There is Riedelsheimer’s deliberate choice to keep Goldsworthy’s narration telling the viewer that he is feeling the pressure of the natural elements. As the camera intently watches him, viewers see Goldsworthy’s frustration as he starts over on a rock sculpture on the beach for the fourth
time. His last attempt at the sculpture is a success. Viewers watch him put the last few stones on top to finish his sculpture, and then step back to admire it only moments before the sea swallows it. As he watches his sculpture disappear under the waves, Goldsworthy comments, “I feel I am down there with it.” This is more telling than any fancy editing or camera work Riedelsheimer could have done with cinematic narrators.


This movie is about watching Goldsworthy work and listening to him talk about his work. If people have no interest in Goldsworthy as an artist, this film may be painful to watch. But this movie is not intended for that audience. It is intended for the interested and Riedelsheimer wanted to simply share a feeling the artist had about his art in the landscape, rather than the movie being some sort of informational documentary about the artist. Rivers and Tides is
successful insofar that an interested audience will find a wealth of profound commentary by Goldsworthy and be able to take what they want from it.

Success of a work depends on the success of interactive poetics. Success depends on the relationship with the audience which the interactive artist or implied author balances and anticipates. The implied author of the cinema creates a relationship with the audience insofar that the audience picks up the cues that give meaning to the implied author’s world. In order for the audience members, with their own visions, to cue in on implied authors’ own vision of the world, implied authors must construct their medium to present their world clear enough, yet ambiguous enough to encourage interactivity. In new media, interactive artists create relationships with unfinished works. Perhaps, in the future the audience’s satisfaction with their relationship will determine the completeness of the piece. Still, the interactive artists, having a vision of their
own worlds, leave structure interfaces that act as the controlling auteur's fingerprints would.
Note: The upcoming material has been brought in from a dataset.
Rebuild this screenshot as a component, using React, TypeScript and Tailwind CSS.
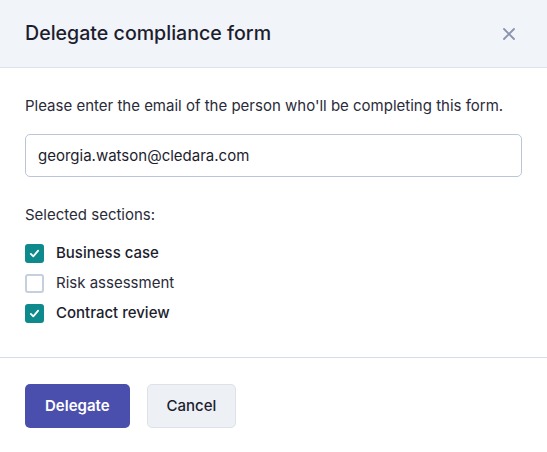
import { useState } from "react";

const sections = [
  { id: "business", label: "Business case", checked: true },
  { id: "risk", label: "Risk assessment", checked: false },
  { id: "contract", label: "Contract review", checked: true },
];

function Check({ on }: { on: boolean }) {
  return (
    <span
      className={
        on
          ? "flex h-[19px] w-[19px] items-center justify-center rounded-[3px] bg-[#0e8a8c]"
          : "flex h-[19px] w-[19px] items-center justify-center rounded-[3px] border-2 border-[#c4cfdf] bg-white"
      }
    >
      {on && (
        <svg viewBox="0 0 16 16" className="h-[13px] w-[13px]" fill="none" stroke="white" strokeWidth={2.2}>
          <path strokeLinecap="round" strokeLinejoin="round" d="M3.5 8.5l3 3 6-7" />
        </svg>
      )}
    </span>
  );
}

export default function App() {
  const [checked, setChecked] = useState<Record<string, boolean>>(
    Object.fromEntries(sections.map((s) => [s.id, s.checked]))
  );
  const [email, setEmail] = useState("georgia.watson@cledara.com");

  return (
    <div className="h-[452px] w-[547px] bg-white font-['Inter',sans-serif] text-[#1c1d2e]">
      {/* Header */}
      <div className="flex h-[68px] items-center justify-between border-b border-[#dfe4ec] bg-[#f1f4f8] pl-[25px] pr-[30px]">
        <h2 className="text-[19.6px] font-medium">Delegate compliance form</h2>
        <button className="text-[#8a93ad]">
          <svg viewBox="0 0 16 16" className="h-[16px] w-[16px]" fill="none" stroke="currentColor" strokeWidth={1.8}>
            <path strokeLinecap="round" d="M3 3l10 10M13 3L3 13" />
          </svg>
        </button>
      </div>

      {/* Body */}
      <div className="px-[25px] pt-[28px]">
        <p className="text-[15px] leading-[20px] text-[#2a2b3a]">
          Please enter the email of the person who'll be completing this form.
        </p>
        <input
          value={email}
          onChange={(e) => setEmail(e.target.value)}
          className="mt-[18px] h-[43px] w-full rounded-[5px] border border-[#bac6d8] px-[12px] text-[15px] text-[#1c1d2e] outline-none"
        />
        <p className="mt-[28px] text-[15px] leading-[20px] text-[#2a2b3a]">Selected sections:</p>
        <div className="mt-[19px] flex flex-col gap-[11px]">
          {sections.map((s) => (
            <label
              key={s.id}
              className="flex h-[19px] cursor-pointer items-center gap-[12px]"
              onClick={() => setChecked((c) => ({ ...c, [s.id]: !c[s.id] }))}
            >
              <Check on={checked[s.id]} />
              <span
                className={
                  checked[s.id]
                    ? "text-[15px] font-medium text-[#1c1d2e]"
                    : "text-[15px] text-[#2a2b3a]"
                }
              >
                {s.label}
              </span>
            </label>
          ))}
        </div>
      </div>

      {/* Footer */}
      <div className="mt-[34px] flex gap-[17px] border-t border-[#d6dde8] px-[25px] pt-[26px]">
        <button className="h-[44px] rounded-[5px] bg-[#4a4fae] px-[20px] text-[15px] font-semibold text-white">
          Delegate
        </button>
        <button className="h-[44px] rounded-[5px] border border-[#dde2ea] bg-[#edf0f5] px-[19px] text-[15px] font-medium text-[#1c1d2e]">
          Cancel
        </button>
      </div>
    </div>
  );
}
Strategically leaving fingerprints, the implied author/interactive artist allows the viewer to have a relationship with a humanistic world different than a world a viewer would imagine himself or that would be coldly constructed by a Hollywood plot device, new media algorithm, or by surfing the shallows of Internet web pages.


Works Cited


Carr, Nicholas. “Does the Internet Make You Dumber?” The Wall Street Journal.
      5 Jun. 2010: W2.
Chatman, Seymour. Coming to Terms: The Rhetoric of Narrative in Fiction and
      Film. Ithaca: Cornell University Press, 1990.
Judovitz, Dalia. "Rendez-vous with Marcel Duchamp: Given." Dada/Surrealism.
      University of Iowa, 1987.
Late Fragment. Dir. Daryl Cloran, Anita Doron, and Mathieu Guez. Perf. Jeffrey
      Parazzo, Kim Coates, Lauren Lee Smith, et al. Canadian Film Center,
      2008.
Laurel Brenda. Computers as Theatre. Menlo Park: Addison-Wesley Publishing
      Company, 1993.
Ricoeur, Paul. Time and Narrative. Trans. Kathleen McLaughlin and David
      Pellauer. Chicago: University of Chicago Press, 1984.
“Rivers and Tides: Andy Goldsworthy Working with Time (2001) - IMDb user
      reviews.” Web. 4 Aug. 2010.
Rivers and Tides: Andy Goldsworthy Working with Time. Dir. Thomas
      Riedelsheimer. Docurama, 2002.
Rokeby, David. “Transforming Mirrors: Subjectivity and Control in Interactive
      Media.” Critical Issues in Electronic Media. Ed. Simon Penny. Albany:
      State University of New York Press, 1995. 133-158.
Twenty Bucks. Dir. Keva Rosenfeld. Perf. Linda Hunt, Brendan Fraser,
       Elisabeth Shue, and David Rasche. Sony Pictures, 1993.